If $\frac{p}{q}\in(0,1)$, define $\sigma(2n)=nq$ and $\sigma(2n+1)=nq+p$, then $$ S_{\sigma}(x)=\sum_{n=0}^{+\infty}(x^{nq}-x^{nq+p})=\frac{1-x^p}{1-x^q}\underset{x\to 1^-}{\longrightarrow}\frac{p}{q} $$ as indicated by @GEdgar's answer. I'll prove that any $\alpha\in(0,1)$ can be obtained in the same fashion. Let $\sigma(2n)=n^2$ and $\sigma(2n+1)$ be the nearest integer of $n^2+\alpha(2n+1)$ in $(n^2,(n+1)^2)$, note that $\sigma$ is strictly increasing. Let $s=-\log x>0$, then $$ S_{\sigma}(x)=\sum_{n=0}^{+\infty}\int_{\sigma(2n)}^{\sigma(2n+1)}se^{-st}dt=s\int_0^{+\infty}\varphi'(t)e^{-st}dt $$ where $$ \varphi(t)=\int_0^t\sum_{n=0}^{+\infty}\mathbf{1}_{[\sigma(2n),\sigma(2n+1)]}(u)du. $$ An integration by parts gives $$ S_{\sigma}(x)=s^2\int_0^{+\infty}\varphi(t)e^{-st}dt+\mathcal{O}(s)=\int_0^{+\infty}s\varphi\left(\frac{u}{s}\right)e^{-u}du+\mathcal{O}(s) $$ with $u=st$. Let, for any $R>0$, $\Phi_R(u)=\frac{\varphi(Ru)}{R}e^{-u}$ so that $$ \int_0^{+\infty}s\varphi\left(\frac{u}{s}\right)e^{-u}du=\int_0^{+\infty}\Phi_{s^{-1}}(u)du $$ then $\Phi_R(u)\leqslant ue^{-u}\in L^1([0,+\infty))$. Let $N_R=\left\lfloor\frac{\sqrt{R}}{2}\right\rfloor$ so that $N_R^2\leqslant R\leqslant (N_R+1)^2$ then $$ \frac{1}{(N_R+1)^2}\sum_{n=0}^{N_R}(\sigma(2n+1)-n^2)\leqslant\Phi_R(1)\leqslant\frac{1}{N_R^2}\sum_{n=0}^{N_R+1}(\sigma(2n+1)-n^2). $$ But $|\sigma(2n+1)-n^2-\alpha(2n+1)|\leqslant\frac{1}{2}$ so $$ \frac{1}{(N_R+1)^2}\sum_{n=0}^{N_R}(\sigma(2n+1)-n^2)=\alpha+\mathcal{O}\left(\frac{1}{\sqrt{R}}\right)\underset{R\to+\infty}{\longrightarrow}\alpha $$ and the same goes for the RHS, therefore $\lim\limits_{R\to+\infty}\Phi_R(1)=\alpha$. But $\Phi_R(u)=u\Phi_{Ru}(1)\underset{R\to+\infty}{\longrightarrow}\alpha u$ for all $u>0$ thus $$ \lim\limits_{R\to+\infty}\int_0^{+\infty}\Phi_R(u)du=\int_0^{+\infty}\alpha ue^{-u}du=\alpha $$ by the dominated convergence theorem.

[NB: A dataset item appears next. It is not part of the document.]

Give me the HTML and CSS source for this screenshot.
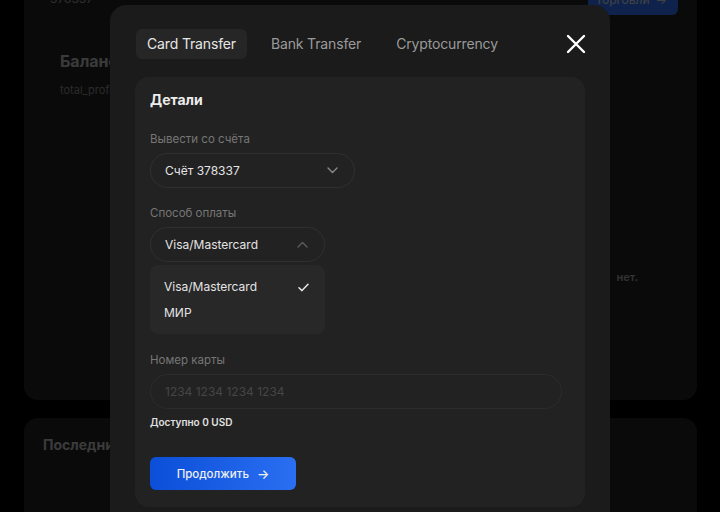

The above computations allows us to conclude that $$ \lim\limits_{x\to 1^-}S_{\sigma}(x)=\alpha. $$

Answer 4

We obtain all possible rational limits by GEdgar's method. With a slight modification, it is possible to obtain any limit in $[0,1]$ in the following method.

Let $\alpha>1$. We consider $$ S_{\sigma}(x)=\sum_{n=0}^{\infty}(-1)^nx^{\sigma(n)}=\sum_{n=0}^{\infty} (x^{\lfloor \alpha n\rfloor}-x^{\lfloor \alpha n\rfloor+1})=(1-x)\sum_{n=0}^{\infty}x^{\lfloor \alpha n \rfloor}.$$ We define $\sigma(n)$ with the exponents in the powers of $x$ that are not cancelled out in $$ \sum_{n=0}^{\infty} (x^{\lfloor \alpha n\rfloor}-x^{\lfloor \alpha n\rfloor+1}). $$ Then the sum $S_{\sigma}(x)$ is Cesaro summable to $1/\alpha$. Thus, it is Abel summable to $1/\alpha$, yielding that $$ \lim_{x\rightarrow 1-} S_{\sigma}(x) = \frac1{\alpha}. $$

If we use $$ S_{\sigma}(x)=\sum_{n=0}^{\infty}(-1)^nx^{\sigma(n)}=(1-x)\sum_{n=0}^{\infty}x^{n^2} $$ so that the sum $S_{\sigma}(x)$ is Cesaro summable to $0$.

If we use $$ S_{\sigma}(x)=\sum_{n=0}^{\infty}(-1)^nx^{\sigma(n)}=(1-x)\left(\sum_{n=0}^{\infty} x^n -\sum_{n=0}^{\infty}x^{n^2}\right). $$ Then $S_{\sigma}(x)$ is Cesaro summable to $1$.